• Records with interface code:
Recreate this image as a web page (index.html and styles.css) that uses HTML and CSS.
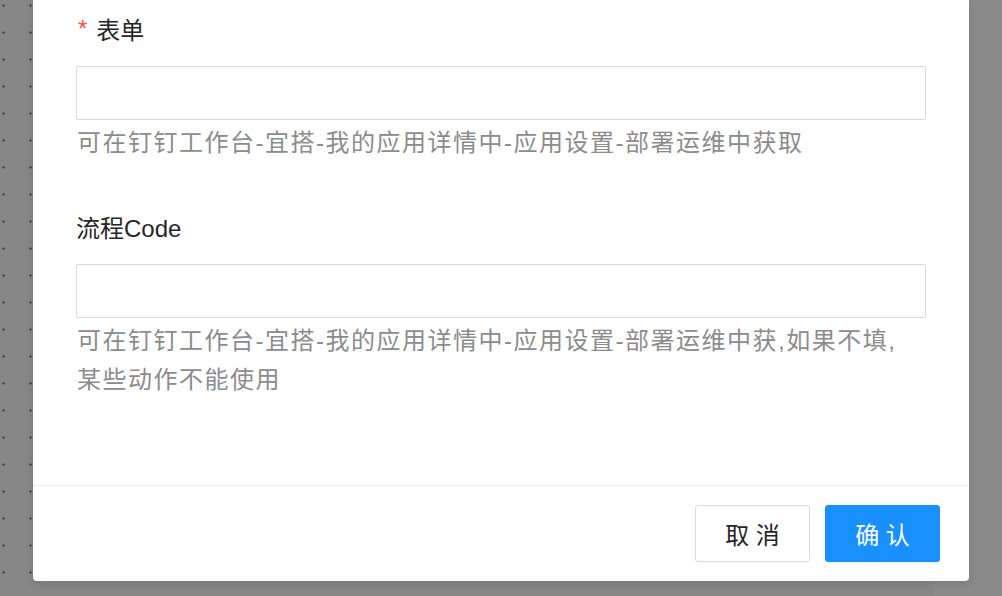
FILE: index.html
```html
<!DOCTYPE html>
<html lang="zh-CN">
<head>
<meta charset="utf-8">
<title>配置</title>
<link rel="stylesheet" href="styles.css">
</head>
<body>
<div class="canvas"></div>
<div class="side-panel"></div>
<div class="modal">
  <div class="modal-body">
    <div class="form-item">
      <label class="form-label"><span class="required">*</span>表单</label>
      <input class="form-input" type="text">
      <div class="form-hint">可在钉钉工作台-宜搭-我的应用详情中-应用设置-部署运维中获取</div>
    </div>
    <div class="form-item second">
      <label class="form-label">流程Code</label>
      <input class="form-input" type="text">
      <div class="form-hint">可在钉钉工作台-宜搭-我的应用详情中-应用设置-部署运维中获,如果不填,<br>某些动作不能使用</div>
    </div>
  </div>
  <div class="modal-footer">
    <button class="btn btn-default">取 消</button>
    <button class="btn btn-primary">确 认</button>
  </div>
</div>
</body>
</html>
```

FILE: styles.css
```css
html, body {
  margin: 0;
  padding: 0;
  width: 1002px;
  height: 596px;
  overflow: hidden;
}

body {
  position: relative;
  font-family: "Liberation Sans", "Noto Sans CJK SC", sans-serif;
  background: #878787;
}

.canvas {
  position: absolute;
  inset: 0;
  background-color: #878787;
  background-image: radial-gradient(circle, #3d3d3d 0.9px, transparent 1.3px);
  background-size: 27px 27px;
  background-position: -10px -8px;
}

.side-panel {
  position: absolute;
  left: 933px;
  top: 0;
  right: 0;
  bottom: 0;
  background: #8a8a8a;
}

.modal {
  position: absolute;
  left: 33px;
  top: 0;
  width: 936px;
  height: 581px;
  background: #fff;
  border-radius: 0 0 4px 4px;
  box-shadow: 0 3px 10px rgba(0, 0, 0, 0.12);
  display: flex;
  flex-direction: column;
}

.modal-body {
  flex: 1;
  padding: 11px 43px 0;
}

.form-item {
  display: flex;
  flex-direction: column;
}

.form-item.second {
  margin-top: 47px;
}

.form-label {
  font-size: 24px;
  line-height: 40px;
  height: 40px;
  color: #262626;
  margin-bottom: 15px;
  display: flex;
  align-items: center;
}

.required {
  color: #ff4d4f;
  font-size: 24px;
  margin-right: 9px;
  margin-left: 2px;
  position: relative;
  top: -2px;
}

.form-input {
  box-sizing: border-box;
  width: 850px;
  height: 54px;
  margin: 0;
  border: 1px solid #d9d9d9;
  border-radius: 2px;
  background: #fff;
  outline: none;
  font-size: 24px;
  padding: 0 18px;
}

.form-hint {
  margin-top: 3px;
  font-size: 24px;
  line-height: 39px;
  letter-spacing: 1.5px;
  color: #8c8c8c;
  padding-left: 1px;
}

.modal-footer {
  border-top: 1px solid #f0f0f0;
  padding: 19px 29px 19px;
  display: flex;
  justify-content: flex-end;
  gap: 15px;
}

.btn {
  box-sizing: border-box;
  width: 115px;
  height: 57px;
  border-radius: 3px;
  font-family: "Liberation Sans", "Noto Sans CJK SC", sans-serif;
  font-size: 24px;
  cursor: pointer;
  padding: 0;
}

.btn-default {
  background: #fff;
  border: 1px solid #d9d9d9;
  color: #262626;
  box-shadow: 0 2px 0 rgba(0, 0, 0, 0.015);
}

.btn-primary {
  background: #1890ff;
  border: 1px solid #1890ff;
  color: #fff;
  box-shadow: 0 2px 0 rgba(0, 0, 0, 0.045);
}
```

...

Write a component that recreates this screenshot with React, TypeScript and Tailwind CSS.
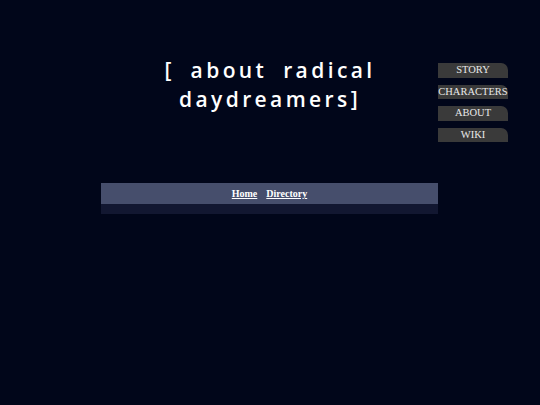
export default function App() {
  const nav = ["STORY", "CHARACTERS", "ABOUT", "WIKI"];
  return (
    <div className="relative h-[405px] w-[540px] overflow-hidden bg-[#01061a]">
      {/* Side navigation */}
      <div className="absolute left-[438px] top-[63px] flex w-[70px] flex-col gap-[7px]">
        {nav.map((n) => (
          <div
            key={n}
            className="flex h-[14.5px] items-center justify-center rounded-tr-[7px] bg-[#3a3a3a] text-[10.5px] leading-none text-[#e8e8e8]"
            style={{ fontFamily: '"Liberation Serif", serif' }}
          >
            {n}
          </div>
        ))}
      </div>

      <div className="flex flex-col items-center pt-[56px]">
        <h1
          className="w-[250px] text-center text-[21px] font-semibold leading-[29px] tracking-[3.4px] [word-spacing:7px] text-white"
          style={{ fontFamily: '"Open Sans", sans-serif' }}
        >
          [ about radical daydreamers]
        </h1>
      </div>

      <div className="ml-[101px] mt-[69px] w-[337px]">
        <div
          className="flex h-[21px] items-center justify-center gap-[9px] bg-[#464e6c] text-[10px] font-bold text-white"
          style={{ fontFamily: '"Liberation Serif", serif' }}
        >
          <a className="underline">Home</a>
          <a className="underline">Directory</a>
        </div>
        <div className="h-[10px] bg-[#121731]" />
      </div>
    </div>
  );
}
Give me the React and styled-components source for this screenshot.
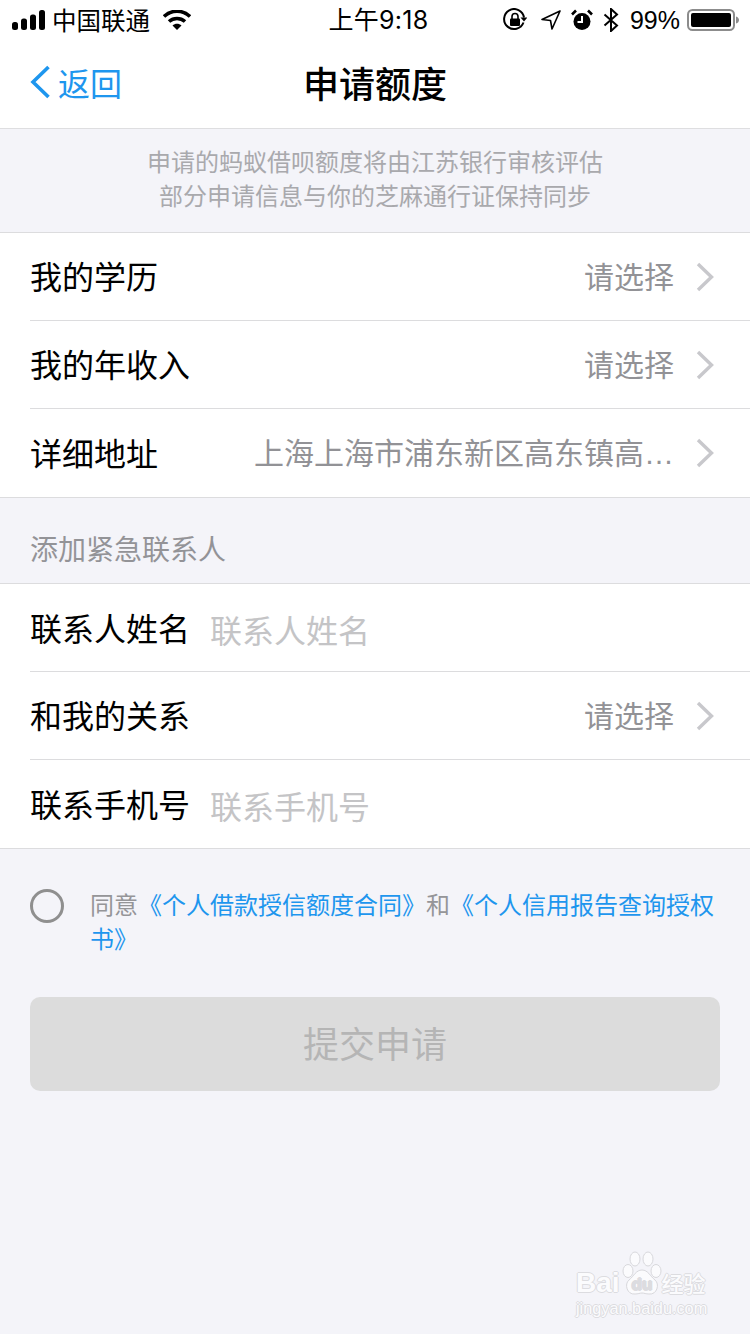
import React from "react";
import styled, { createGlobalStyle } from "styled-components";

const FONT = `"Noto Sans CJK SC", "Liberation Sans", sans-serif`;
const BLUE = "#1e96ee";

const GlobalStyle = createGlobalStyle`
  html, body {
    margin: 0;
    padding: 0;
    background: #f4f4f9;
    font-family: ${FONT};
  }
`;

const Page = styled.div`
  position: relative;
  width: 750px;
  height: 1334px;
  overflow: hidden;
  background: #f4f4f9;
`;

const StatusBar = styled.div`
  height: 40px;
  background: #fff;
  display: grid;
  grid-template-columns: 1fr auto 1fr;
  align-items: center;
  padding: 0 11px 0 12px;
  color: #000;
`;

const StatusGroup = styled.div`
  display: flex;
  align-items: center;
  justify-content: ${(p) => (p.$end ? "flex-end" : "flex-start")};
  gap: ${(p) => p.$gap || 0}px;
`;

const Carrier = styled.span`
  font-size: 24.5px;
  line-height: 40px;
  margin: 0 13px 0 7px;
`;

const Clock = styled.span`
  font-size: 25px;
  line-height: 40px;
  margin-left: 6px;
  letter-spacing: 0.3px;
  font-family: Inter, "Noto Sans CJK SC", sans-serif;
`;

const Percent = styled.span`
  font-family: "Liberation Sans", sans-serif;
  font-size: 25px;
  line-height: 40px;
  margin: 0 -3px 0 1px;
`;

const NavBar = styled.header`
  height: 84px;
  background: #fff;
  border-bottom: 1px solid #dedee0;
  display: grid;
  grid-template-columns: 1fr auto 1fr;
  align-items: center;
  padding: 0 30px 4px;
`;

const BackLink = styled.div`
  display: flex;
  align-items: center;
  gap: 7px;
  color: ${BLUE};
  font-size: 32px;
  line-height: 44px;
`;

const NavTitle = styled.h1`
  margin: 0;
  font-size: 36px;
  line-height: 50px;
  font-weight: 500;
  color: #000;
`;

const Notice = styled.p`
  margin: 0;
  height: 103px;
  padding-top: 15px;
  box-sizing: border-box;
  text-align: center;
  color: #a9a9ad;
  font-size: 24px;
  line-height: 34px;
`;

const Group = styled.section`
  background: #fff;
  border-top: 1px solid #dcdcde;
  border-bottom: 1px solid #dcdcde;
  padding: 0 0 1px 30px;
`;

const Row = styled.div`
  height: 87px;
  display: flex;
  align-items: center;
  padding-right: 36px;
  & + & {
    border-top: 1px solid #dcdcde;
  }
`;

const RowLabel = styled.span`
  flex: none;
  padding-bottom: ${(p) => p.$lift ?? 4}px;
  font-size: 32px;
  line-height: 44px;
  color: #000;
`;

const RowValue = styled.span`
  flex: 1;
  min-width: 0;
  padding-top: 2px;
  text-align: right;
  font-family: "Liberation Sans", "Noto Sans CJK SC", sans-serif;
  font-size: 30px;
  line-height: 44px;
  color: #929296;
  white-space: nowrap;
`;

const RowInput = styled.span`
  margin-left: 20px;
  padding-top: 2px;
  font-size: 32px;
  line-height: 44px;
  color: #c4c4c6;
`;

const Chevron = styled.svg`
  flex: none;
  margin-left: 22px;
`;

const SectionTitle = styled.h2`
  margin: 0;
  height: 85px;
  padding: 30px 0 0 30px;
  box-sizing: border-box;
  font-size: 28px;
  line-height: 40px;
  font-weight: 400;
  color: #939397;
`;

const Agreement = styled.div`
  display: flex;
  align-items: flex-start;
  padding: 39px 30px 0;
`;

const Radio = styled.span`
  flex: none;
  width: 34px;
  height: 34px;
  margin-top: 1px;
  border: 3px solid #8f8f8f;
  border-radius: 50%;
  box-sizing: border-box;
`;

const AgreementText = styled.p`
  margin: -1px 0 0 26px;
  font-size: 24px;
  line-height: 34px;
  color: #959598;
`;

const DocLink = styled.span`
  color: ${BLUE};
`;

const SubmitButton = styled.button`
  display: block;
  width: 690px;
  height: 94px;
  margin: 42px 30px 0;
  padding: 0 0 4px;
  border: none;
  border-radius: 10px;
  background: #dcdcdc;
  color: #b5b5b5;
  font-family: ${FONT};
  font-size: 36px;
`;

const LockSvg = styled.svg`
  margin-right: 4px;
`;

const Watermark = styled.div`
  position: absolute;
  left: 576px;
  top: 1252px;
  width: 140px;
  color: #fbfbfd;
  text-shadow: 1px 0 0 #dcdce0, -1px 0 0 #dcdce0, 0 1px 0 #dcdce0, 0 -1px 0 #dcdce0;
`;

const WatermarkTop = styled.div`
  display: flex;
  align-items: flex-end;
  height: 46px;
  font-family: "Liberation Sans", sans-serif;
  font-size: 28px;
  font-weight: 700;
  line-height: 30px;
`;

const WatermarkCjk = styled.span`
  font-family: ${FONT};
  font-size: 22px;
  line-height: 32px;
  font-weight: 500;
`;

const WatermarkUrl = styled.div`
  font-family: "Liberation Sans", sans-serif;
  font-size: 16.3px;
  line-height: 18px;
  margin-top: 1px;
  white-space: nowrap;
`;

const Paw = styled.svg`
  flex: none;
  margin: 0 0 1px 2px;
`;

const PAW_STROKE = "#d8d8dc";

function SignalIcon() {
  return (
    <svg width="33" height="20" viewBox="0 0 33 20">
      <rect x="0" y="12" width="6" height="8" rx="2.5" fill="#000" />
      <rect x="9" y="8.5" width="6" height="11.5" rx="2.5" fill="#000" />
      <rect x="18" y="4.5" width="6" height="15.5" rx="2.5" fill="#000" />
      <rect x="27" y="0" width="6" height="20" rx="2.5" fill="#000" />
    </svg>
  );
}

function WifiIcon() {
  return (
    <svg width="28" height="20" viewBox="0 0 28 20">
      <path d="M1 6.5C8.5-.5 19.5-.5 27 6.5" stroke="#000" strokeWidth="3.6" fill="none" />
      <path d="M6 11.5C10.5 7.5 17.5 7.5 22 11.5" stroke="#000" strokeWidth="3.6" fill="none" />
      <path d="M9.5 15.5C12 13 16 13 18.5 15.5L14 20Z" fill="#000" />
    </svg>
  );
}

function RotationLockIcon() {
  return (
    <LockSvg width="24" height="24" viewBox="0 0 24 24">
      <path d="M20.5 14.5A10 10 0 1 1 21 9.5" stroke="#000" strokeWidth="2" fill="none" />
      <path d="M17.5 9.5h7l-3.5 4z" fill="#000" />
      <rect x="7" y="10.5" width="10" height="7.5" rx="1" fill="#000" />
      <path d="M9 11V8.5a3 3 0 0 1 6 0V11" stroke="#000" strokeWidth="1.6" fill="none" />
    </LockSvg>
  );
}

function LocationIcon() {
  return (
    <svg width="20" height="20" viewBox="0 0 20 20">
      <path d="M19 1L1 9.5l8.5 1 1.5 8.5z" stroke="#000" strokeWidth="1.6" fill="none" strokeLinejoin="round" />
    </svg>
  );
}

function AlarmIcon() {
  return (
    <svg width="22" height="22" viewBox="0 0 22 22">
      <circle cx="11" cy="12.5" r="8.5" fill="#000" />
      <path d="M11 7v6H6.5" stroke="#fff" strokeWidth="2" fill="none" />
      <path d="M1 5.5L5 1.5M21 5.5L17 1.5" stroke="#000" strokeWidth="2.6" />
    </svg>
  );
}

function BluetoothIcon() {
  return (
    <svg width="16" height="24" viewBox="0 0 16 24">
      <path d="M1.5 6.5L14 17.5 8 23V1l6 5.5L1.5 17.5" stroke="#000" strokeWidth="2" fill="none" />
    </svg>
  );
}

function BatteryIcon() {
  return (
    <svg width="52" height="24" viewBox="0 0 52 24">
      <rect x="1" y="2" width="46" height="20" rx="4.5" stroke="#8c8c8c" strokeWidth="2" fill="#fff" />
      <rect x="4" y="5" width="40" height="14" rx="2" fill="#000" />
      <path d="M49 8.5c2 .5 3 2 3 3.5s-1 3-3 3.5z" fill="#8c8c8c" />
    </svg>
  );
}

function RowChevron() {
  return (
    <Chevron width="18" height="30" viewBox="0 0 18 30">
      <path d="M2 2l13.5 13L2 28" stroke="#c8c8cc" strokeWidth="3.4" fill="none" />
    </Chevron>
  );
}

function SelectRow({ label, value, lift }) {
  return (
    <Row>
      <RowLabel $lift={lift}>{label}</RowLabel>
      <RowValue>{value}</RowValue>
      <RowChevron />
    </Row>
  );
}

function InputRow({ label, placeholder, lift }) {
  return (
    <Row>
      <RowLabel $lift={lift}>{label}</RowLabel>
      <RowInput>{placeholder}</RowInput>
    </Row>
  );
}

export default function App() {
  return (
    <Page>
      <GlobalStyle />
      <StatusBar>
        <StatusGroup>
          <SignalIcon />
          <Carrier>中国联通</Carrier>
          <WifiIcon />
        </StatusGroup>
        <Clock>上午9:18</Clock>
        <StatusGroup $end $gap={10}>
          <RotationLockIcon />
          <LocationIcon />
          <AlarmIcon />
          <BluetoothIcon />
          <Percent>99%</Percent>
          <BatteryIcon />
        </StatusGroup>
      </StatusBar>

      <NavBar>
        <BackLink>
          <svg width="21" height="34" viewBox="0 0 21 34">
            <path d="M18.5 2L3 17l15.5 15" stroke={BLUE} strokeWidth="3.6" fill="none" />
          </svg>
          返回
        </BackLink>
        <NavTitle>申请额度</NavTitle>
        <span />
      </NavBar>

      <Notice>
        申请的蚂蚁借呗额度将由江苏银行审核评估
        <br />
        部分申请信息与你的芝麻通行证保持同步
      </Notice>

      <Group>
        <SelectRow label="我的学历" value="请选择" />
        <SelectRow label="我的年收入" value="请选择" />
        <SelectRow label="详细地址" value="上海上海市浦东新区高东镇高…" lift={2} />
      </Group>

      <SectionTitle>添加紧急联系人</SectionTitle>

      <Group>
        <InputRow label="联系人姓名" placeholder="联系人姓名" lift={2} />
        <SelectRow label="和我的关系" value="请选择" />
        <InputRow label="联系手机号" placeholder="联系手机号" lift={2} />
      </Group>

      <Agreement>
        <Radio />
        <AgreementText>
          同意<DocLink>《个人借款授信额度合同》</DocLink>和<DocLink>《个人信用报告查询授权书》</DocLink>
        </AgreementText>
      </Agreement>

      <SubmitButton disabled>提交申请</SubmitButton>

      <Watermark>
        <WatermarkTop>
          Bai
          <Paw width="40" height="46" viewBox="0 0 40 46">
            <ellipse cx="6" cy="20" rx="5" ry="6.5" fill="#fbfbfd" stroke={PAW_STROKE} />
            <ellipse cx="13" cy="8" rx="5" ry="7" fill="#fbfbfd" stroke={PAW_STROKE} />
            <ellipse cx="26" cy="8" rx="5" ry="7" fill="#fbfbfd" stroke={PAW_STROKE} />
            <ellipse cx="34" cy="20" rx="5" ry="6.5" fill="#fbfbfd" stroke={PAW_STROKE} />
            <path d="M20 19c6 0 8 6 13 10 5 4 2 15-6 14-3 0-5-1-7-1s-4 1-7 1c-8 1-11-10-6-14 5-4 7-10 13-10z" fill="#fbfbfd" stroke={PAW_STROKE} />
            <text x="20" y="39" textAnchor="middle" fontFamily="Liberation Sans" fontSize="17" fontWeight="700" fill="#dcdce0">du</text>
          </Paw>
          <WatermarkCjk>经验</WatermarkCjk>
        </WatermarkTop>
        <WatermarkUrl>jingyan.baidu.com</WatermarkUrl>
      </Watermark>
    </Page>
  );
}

• Given instruction: Out of the material above, gather each line where "that" appears.

• Exercise solution:
Recreate this image as a web page (index.html and styles.css) that uses HTML and CSS.
Write a component that recreates this screenshot with React, TypeScript and Tailwind CSS.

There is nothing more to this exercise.